I realised when I left school that far from being a numerate kind of guy who enjoyed being good at music, I was a proper musician, with a numerate slant.
The thing is, music doesn’t exactly pay the bills. For reference, read the sweary but marvellous Rock and Roll is Dead by Steve Lawson.
So I’ve adapted by using the other skills I have (mostly accurate typing, an eye for numbers) and used them to earn a crust. And now, I’m looking at a different kind of job again. I didn’t realise that in ten years the market could change so much.
It’s been astomishing how little tech I was using in my first job compared to now, for a start. In a decade the Microsoft Office suite has gone from a few essential tools in a bag to a high quality workshop with compressed air tooling, extractor system, kitchenette, and adjacent timber yard. It’s certainly made the business of data analysis easier, and more accessible. So now I’m realising it’s an area I might explore further. Even to the point of considering a short course to give me the basics and make myself more marketable to those who are hiring.

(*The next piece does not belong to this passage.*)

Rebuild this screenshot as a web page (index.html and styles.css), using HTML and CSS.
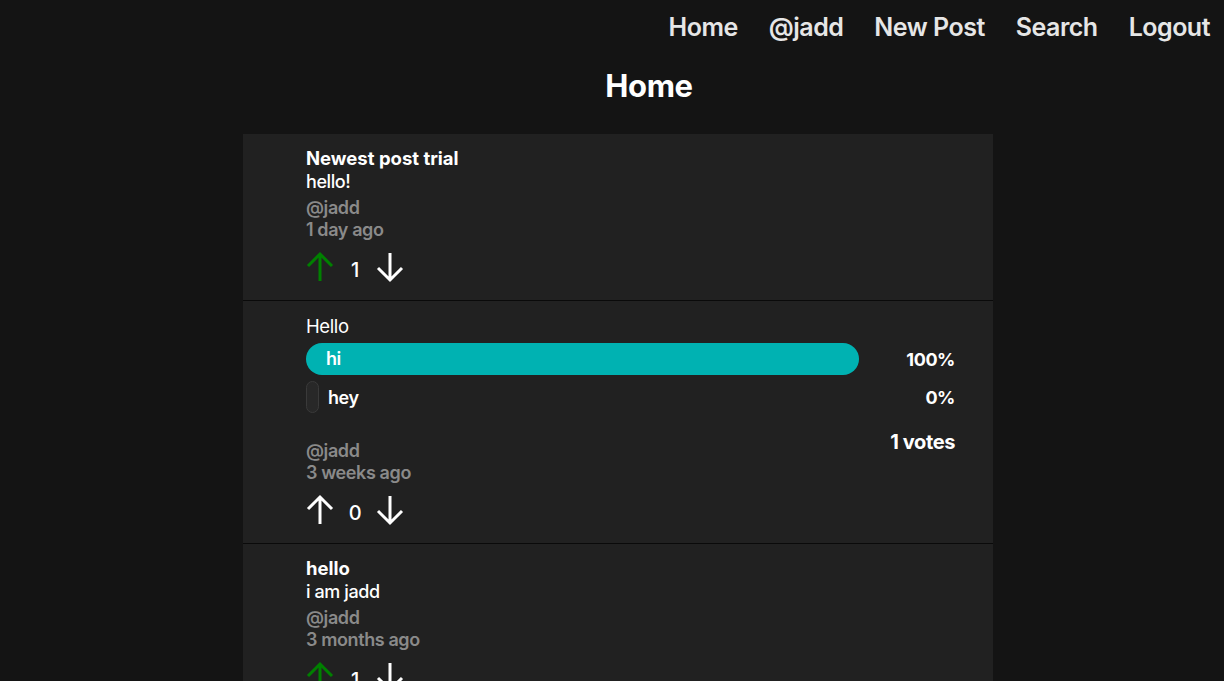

Or take the tech itself. In my last permanent role I was logging onto a server in the US to access a database held in Belgium. If I printed from my desk to the printer next to me, the request, the data, the file info and the printqueue were all managed via a transatlantic dance of the servers. That’s crazy. I can remember a time when file storage was on tapes, and a whole data storage unit the size of an ATM could hold 32 GB. Now the same data fits in my pocket. My phone is powerful enough to simultaneously remotely control my media centre while fetching my e-mail, checking my twitter timeline and letting me play Candy Crush Saga. All over a high speed mobile data connection.
Working from home isn’t just possible, it’s almost normal in certain spheres of employment, and just as possible is working from Starbucks (if you need that much coffee) or a local library (if you need the peace). It’s all wi-fi, and can be made quite secure if you need it to be.
Quite honestly, it makes it tricky dealing with an employment agency if they’re not aware of how much change there has been. Last year I did a day with a firm where they demanded I fill out a form with my CV while I sat in the office. The days of e-mailing in a Word document have been here for ages, and yet they insisted I copy out this information long hand. Can I trust these guys to match me with a job that reflects and respects the change in tech tools and dominance that I can clearly see when I’m out in the world, doing the work? Or should I trust the online recruitment sites who operate an impersonal dating service? In between is a fine line and not many agencies hit it for me.
There must be a better solution, but I have no idea what it would be. Everybody has different priorities for a start. Since petrol became so expensive and my children started getting big enough to want me as a taxi service of an evening, the length of my commute is a serious barrier to some job roles I would have otherwise considered. That wouldn’t be the case for other people.
Does anybody fancy hiring a tech savvy, numerate, literate and charming individual who fancies not travelling too far from home? I live in Walsall, by the way. No reasonable offer left unconsidered.